> **STATED EXERCISE**:
Using the listing below, please gather every line containing the word "React".

+-------+

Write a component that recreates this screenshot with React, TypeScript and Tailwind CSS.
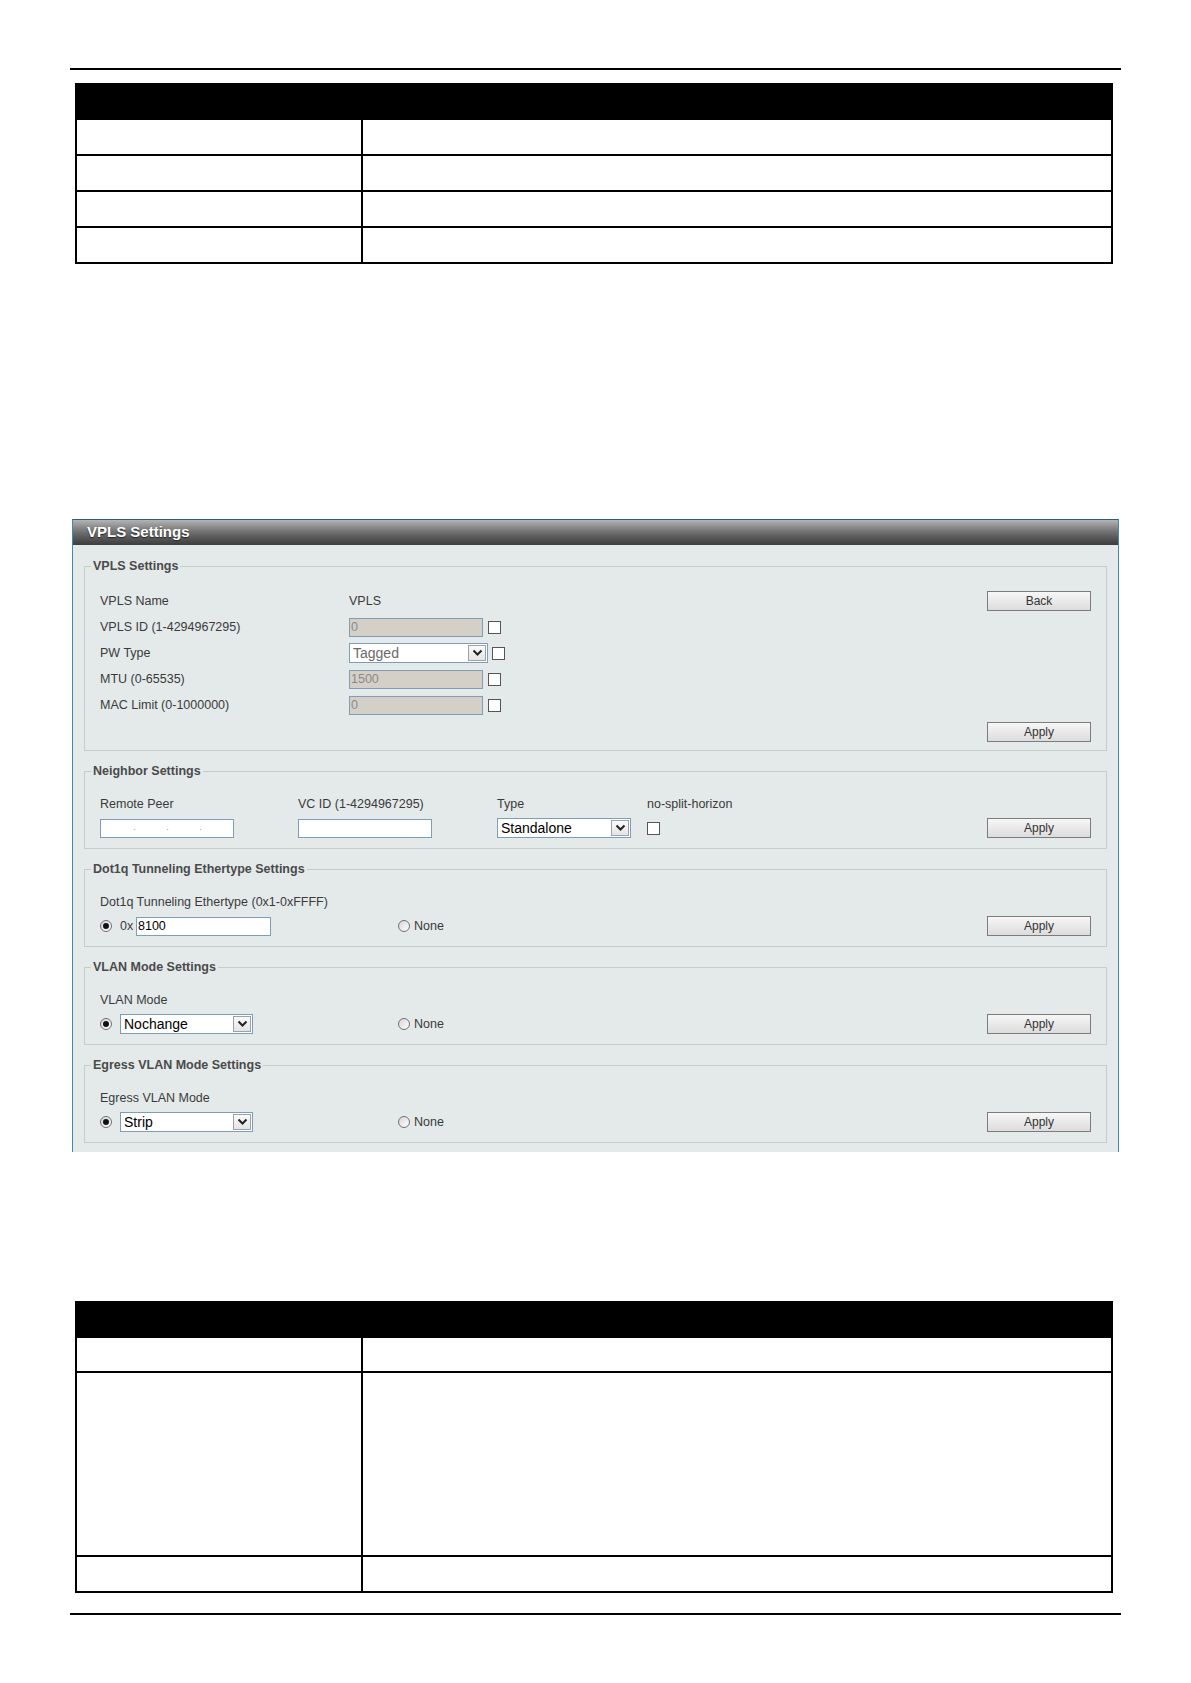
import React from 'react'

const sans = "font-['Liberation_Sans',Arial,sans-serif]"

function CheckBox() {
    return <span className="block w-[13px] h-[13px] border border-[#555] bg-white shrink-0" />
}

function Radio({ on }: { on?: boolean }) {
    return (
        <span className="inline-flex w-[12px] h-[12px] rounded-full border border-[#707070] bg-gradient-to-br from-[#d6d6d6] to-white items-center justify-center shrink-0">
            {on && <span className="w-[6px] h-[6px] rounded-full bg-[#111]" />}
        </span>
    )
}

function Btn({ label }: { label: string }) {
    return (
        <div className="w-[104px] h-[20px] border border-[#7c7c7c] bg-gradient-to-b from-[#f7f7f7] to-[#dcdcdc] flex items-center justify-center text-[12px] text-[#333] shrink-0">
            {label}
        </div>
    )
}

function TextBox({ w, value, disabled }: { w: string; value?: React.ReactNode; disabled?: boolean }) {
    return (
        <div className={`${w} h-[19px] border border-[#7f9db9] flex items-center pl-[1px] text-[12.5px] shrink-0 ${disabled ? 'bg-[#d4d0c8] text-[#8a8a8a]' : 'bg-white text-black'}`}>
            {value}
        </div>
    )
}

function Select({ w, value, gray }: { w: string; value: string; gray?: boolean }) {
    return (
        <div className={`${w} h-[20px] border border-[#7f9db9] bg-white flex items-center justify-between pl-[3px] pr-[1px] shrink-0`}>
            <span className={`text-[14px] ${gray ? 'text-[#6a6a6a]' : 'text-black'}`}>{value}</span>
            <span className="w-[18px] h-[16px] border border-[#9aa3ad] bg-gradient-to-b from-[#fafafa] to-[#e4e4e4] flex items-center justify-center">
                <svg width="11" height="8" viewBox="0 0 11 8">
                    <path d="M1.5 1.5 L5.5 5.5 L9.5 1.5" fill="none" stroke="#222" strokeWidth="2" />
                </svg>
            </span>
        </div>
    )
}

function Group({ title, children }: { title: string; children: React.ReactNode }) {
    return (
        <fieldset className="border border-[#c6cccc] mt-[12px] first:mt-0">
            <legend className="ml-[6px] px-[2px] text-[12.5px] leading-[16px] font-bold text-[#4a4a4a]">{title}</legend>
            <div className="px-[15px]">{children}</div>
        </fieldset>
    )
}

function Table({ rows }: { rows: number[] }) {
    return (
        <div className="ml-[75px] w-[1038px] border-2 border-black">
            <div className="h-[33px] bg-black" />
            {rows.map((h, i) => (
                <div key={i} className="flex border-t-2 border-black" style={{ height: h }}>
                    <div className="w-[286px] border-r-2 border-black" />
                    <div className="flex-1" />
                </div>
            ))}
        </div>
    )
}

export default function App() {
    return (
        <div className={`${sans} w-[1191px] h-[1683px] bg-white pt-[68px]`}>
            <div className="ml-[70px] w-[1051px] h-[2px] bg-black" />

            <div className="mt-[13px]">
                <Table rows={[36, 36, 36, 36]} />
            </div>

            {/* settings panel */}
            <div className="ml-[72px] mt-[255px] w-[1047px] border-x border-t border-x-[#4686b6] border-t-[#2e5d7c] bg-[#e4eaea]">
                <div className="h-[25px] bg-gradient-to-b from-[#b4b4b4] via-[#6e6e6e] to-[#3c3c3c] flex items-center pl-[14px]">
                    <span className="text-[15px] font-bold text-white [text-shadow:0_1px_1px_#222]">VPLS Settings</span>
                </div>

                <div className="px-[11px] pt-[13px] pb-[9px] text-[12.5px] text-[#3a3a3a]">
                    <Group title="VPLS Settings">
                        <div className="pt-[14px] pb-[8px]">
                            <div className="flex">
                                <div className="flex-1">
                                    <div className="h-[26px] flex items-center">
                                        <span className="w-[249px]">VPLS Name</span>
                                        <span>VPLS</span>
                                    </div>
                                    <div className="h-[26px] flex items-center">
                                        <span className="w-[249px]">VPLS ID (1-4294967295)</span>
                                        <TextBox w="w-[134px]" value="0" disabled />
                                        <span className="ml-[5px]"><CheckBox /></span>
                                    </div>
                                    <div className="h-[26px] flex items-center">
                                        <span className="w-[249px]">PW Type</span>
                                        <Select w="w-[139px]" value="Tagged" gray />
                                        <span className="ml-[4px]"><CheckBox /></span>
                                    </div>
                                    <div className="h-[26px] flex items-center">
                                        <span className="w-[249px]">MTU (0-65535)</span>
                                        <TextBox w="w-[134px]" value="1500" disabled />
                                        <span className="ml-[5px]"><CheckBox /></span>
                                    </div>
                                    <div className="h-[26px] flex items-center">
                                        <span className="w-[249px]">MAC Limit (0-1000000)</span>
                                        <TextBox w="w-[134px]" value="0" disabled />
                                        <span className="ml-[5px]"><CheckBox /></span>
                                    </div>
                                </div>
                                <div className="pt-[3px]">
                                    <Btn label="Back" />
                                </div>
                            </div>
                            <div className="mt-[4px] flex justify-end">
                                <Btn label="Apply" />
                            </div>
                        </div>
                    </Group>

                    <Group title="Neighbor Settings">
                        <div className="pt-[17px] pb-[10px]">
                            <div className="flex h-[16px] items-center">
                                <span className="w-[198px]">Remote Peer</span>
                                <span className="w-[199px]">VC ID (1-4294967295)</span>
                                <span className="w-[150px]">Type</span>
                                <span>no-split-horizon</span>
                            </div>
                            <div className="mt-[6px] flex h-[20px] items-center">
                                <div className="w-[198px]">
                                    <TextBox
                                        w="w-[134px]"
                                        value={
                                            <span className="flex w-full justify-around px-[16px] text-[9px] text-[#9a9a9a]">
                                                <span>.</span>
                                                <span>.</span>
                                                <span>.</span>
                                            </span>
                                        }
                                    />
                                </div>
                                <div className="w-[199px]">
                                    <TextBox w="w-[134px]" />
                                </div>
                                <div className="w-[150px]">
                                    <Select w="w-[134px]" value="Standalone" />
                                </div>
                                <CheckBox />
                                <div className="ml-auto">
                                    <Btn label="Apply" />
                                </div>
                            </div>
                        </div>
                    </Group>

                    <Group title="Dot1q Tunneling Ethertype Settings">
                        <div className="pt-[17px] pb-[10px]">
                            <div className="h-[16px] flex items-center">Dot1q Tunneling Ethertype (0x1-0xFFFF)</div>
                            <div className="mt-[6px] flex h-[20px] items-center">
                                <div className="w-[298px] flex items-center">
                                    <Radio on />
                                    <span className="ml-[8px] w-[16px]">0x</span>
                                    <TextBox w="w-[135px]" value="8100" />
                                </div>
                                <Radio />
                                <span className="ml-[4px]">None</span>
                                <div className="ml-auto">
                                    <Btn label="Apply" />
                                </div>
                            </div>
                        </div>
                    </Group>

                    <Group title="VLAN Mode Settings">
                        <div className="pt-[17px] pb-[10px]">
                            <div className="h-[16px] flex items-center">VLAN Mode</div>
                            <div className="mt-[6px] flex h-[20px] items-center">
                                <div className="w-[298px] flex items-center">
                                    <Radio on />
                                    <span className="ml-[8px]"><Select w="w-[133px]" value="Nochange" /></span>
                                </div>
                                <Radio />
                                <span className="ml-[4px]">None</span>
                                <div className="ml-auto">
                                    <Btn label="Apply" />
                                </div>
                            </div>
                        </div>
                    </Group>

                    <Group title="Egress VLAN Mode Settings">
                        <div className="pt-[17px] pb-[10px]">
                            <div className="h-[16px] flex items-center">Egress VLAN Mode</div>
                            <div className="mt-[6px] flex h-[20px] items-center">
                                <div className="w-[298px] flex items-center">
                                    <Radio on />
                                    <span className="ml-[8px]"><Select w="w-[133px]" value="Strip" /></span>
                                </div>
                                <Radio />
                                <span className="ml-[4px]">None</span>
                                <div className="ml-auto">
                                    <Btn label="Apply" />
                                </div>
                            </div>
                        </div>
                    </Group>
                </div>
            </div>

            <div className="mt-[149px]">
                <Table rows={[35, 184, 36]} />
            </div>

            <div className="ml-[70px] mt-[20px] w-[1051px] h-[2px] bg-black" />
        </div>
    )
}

+-------+

> **REPLY**:
Write a component that recreates this screenshot with React, TypeScript and Tailwind CSS.
import React from 'react'
function TextBox({ w, value, disabled }: { w: string; value?: React.ReactNode; disabled?: boolean }) {
function Group({ title, children }: { title: string; children: React.ReactNode }) {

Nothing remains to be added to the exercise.